▶ [Your task]:
Without the images, write out the whole listing exactly.

## START

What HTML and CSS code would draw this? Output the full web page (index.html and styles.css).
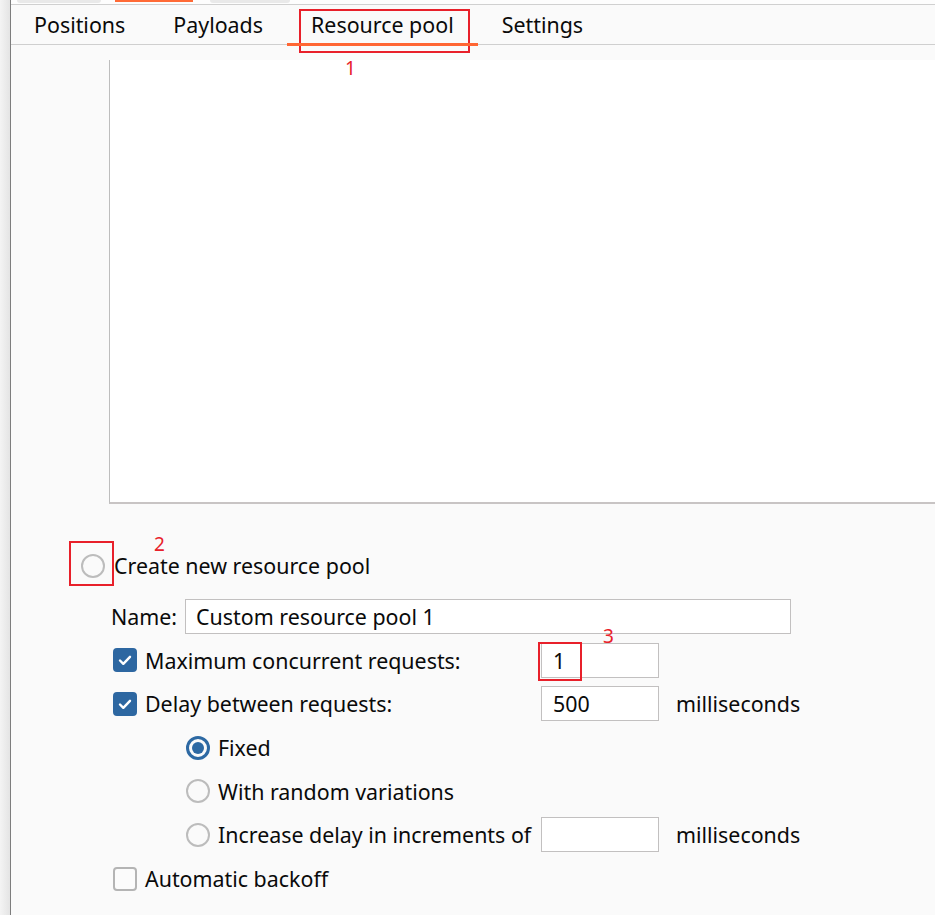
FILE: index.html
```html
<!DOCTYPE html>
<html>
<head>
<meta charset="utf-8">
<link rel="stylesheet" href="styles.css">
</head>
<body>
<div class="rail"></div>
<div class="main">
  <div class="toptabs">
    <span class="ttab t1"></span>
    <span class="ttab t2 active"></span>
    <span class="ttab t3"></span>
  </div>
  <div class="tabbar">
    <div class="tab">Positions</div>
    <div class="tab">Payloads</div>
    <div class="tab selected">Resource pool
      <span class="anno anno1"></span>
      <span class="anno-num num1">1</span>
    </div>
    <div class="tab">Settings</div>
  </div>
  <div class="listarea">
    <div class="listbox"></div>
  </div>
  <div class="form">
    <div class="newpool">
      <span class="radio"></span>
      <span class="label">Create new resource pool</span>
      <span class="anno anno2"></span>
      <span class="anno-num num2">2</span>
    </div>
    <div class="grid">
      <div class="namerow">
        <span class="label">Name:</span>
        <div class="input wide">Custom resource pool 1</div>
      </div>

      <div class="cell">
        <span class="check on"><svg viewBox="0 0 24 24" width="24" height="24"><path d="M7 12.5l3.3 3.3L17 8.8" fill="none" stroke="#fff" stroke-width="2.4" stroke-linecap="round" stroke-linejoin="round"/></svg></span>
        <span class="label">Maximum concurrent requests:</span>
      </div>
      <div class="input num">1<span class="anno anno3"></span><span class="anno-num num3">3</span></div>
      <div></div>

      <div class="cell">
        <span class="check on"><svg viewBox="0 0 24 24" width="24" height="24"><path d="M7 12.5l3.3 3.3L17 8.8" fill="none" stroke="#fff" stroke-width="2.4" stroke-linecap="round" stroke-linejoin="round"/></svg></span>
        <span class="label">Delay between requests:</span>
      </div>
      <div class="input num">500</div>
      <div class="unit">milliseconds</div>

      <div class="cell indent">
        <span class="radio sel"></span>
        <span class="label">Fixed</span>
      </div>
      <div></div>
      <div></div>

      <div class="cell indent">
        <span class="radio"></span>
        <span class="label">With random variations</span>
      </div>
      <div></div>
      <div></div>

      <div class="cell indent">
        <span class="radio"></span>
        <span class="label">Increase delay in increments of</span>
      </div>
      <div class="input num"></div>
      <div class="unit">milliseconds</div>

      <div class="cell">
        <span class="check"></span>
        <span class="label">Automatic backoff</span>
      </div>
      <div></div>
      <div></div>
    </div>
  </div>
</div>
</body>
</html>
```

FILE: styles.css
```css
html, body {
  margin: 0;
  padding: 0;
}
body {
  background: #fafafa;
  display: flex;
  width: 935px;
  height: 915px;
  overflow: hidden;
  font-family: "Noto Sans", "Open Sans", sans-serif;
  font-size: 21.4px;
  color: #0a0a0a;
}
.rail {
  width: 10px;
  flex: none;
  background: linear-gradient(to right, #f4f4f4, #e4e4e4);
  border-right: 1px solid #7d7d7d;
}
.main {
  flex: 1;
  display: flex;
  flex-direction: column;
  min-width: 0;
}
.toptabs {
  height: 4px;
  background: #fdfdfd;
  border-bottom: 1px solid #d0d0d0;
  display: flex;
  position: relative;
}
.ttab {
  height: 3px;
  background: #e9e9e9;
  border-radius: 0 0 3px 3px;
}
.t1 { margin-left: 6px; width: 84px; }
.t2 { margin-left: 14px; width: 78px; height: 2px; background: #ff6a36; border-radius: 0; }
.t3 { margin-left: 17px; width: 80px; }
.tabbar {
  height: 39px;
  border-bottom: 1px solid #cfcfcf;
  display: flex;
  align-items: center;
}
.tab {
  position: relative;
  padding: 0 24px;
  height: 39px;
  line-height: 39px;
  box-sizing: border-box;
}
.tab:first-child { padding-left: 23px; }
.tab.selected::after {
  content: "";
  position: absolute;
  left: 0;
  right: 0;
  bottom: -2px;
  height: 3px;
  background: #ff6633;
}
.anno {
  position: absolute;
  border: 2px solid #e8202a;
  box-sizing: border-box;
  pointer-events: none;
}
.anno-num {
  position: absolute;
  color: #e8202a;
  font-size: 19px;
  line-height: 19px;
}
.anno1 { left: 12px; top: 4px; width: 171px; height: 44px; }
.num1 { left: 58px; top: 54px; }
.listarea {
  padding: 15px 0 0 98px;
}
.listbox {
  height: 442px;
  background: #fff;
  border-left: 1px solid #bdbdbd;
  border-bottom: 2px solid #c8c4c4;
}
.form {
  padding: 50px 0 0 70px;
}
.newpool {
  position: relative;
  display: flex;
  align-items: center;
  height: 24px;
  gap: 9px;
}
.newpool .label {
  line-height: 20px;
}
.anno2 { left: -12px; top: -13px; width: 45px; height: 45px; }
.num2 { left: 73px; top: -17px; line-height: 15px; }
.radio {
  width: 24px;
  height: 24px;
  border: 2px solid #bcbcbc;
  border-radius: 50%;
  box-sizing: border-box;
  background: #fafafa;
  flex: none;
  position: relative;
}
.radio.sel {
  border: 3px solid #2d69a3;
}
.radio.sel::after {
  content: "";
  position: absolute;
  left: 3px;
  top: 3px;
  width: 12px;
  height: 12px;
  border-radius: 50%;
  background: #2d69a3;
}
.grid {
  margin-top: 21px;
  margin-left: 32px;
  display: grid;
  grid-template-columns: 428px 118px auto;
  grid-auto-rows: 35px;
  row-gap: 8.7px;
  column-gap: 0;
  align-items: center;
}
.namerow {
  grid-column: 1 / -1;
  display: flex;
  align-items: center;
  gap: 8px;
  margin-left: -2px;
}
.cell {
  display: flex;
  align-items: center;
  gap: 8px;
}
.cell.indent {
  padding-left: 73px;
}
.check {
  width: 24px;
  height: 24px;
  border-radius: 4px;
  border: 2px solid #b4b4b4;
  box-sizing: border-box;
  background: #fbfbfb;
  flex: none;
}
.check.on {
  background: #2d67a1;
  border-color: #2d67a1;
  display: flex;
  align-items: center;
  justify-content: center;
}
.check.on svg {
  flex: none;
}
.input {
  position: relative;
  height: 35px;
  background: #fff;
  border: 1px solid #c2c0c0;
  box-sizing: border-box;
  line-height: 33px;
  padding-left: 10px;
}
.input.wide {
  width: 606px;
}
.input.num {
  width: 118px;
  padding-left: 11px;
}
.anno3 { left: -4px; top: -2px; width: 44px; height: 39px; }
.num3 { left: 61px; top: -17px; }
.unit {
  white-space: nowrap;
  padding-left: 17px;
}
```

## END

▶ [Result of the task]:
What HTML and CSS code would draw this? Output the full web page (index.html and styles.css).
FILE: index.html
```html
<!DOCTYPE html>
<html>
<head>
<meta charset="utf-8">
<link rel="stylesheet" href="styles.css">
</head>
<body>
<div class="rail"></div>
<div class="main">
  <div class="toptabs">
    <span class="ttab t1"></span>
    <span class="ttab t2 active"></span>
    <span class="ttab t3"></span>
  </div>
  <div class="tabbar">
    <div class="tab">Positions</div>
    <div class="tab">Payloads</div>
    <div class="tab selected">Resource pool
      <span class="anno anno1"></span>
      <span class="anno-num num1">1</span>
    </div>
    <div class="tab">Settings</div>
  </div>
  <div class="listarea">
    <div class="listbox"></div>
  </div>
  <div class="form">
    <div class="newpool">
      <span class="radio"></span>
      <span class="label">Create new resource pool</span>
      <span class="anno anno2"></span>
      <span class="anno-num num2">2</span>
    </div>
    <div class="grid">
      <div class="namerow">
        <span class="label">Name:</span>
        <div class="input wide">Custom resource pool 1</div>
      </div>

      <div class="cell">
        <span class="check on"><svg viewBox="0 0 24 24" width="24" height="24"><path d="M7 12.5l3.3 3.3L17 8.8" fill="none" stroke="#fff" stroke-width="2.4" stroke-linecap="round" stroke-linejoin="round"/></svg></span>
        <span class="label">Maximum concurrent requests:</span>
      </div>
      <div class="input num">1<span class="anno anno3"></span><span class="anno-num num3">3</span></div>
      <div></div>

      <div class="cell">
        <span class="check on"><svg viewBox="0 0 24 24" width="24" height="24"><path d="M7 12.5l3.3 3.3L17 8.8" fill="none" stroke="#fff" stroke-width="2.4" stroke-linecap="round" stroke-linejoin="round"/></svg></span>
        <span class="label">Delay between requests:</span>
      </div>
      <div class="input num">500</div>
      <div class="unit">milliseconds</div>

      <div class="cell indent">
        <span class="radio sel"></span>
        <span class="label">Fixed</span>
      </div>
      <div></div>
      <div></div>

      <div class="cell indent">
        <span class="radio"></span>
        <span class="label">With random variations</span>
      </div>
      <div></div>
      <div></div>

      <div class="cell indent">
        <span class="radio"></span>
        <span class="label">Increase delay in increments of</span>
      </div>
      <div class="input num"></div>
      <div class="unit">milliseconds</div>

      <div class="cell">
        <span class="check"></span>
        <span class="label">Automatic backoff</span>
      </div>
      <div></div>
      <div></div>
    </div>
  </div>
</div>
</body>
</html>
```

FILE: styles.css
```css
html, body {
  margin: 0;
  padding: 0;
}
body {
  background: #fafafa;
  display: flex;
  width: 935px;
  height: 915px;
  overflow: hidden;
  font-family: "Noto Sans", "Open Sans", sans-serif;
  font-size: 21.4px;
  color: #0a0a0a;
}
.rail {
  width: 10px;
  flex: none;
  background: linear-gradient(to right, #f4f4f4, #e4e4e4);
  border-right: 1px solid #7d7d7d;
}
.main {
  flex: 1;
  display: flex;
  flex-direction: column;
  min-width: 0;
}
.toptabs {
  height: 4px;
  background: #fdfdfd;
  border-bottom: 1px solid #d0d0d0;
  display: flex;
  position: relative;
}
.ttab {
  height: 3px;
  background: #e9e9e9;
  border-radius: 0 0 3px 3px;
}
.t1 { margin-left: 6px; width: 84px; }
.t2 { margin-left: 14px; width: 78px; height: 2px; background: #ff6a36; border-radius: 0; }
.t3 { margin-left: 17px; width: 80px; }
.tabbar {
  height: 39px;
  border-bottom: 1px solid #cfcfcf;
  display: flex;
  align-items: center;
}
.tab {
  position: relative;
  padding: 0 24px;
  height: 39px;
  line-height: 39px;
  box-sizing: border-box;
}
.tab:first-child { padding-left: 23px; }
.tab.selected::after {
  content: "";
  position: absolute;
  left: 0;
  right: 0;
  bottom: -2px;
  height: 3px;
  background: #ff6633;
}
.anno {
  position: absolute;
  border: 2px solid #e8202a;
  box-sizing: border-box;
  pointer-events: none;
}
.anno-num {
  position: absolute;
  color: #e8202a;
  font-size: 19px;
  line-height: 19px;
}
.anno1 { left: 12px; top: 4px; width: 171px; height: 44px; }
.num1 { left: 58px; top: 54px; }
.listarea {
  padding: 15px 0 0 98px;
}
.listbox {
  height: 442px;
  background: #fff;
  border-left: 1px solid #bdbdbd;
  border-bottom: 2px solid #c8c4c4;
}
.form {
  padding: 50px 0 0 70px;
}
.newpool {
  position: relative;
  display: flex;
  align-items: center;
  height: 24px;
  gap: 9px;
}
.newpool .label {
  line-height: 20px;
}
.anno2 { left: -12px; top: -13px; width: 45px; height: 45px; }
.num2 { left: 73px; top: -17px; line-height: 15px; }
.radio {
  width: 24px;
  height: 24px;
  border: 2px solid #bcbcbc;
  border-radius: 50%;
  box-sizing: border-box;
  background: #fafafa;
  flex: none;
  position: relative;
}
.radio.sel {
  border: 3px solid #2d69a3;
}
.radio.sel::after {
  content: "";
  position: absolute;
  left: 3px;
  top: 3px;
  width: 12px;
  height: 12px;
  border-radius: 50%;
  background: #2d69a3;
}
.grid {
  margin-top: 21px;
  margin-left: 32px;
  display: grid;
  grid-template-columns: 428px 118px auto;
  grid-auto-rows: 35px;
  row-gap: 8.7px;
  column-gap: 0;
  align-items: center;
}
.namerow {
  grid-column: 1 / -1;
  display: flex;
  align-items: center;
  gap: 8px;
  margin-left: -2px;
}
.cell {
  display: flex;
  align-items: center;
  gap: 8px;
}
.cell.indent {
  padding-left: 73px;
}
.check {
  width: 24px;
  height: 24px;
  border-radius: 4px;
  border: 2px solid #b4b4b4;
  box-sizing: border-box;
  background: #fbfbfb;
  flex: none;
}
.check.on {
  background: #2d67a1;
  border-color: #2d67a1;
  display: flex;
  align-items: center;
  justify-content: center;
}
.check.on svg {
  flex: none;
}
.input {
  position: relative;
  height: 35px;
  background: #fff;
  border: 1px solid #c2c0c0;
  box-sizing: border-box;
  line-height: 33px;
  padding-left: 10px;
}
.input.wide {
  width: 606px;
}
.input.num {
  width: 118px;
  padding-left: 11px;
}
.anno3 { left: -4px; top: -2px; width: 44px; height: 39px; }
.num3 { left: 61px; top: -17px; }
.unit {
  white-space: nowrap;
  padding-left: 17px;
}
```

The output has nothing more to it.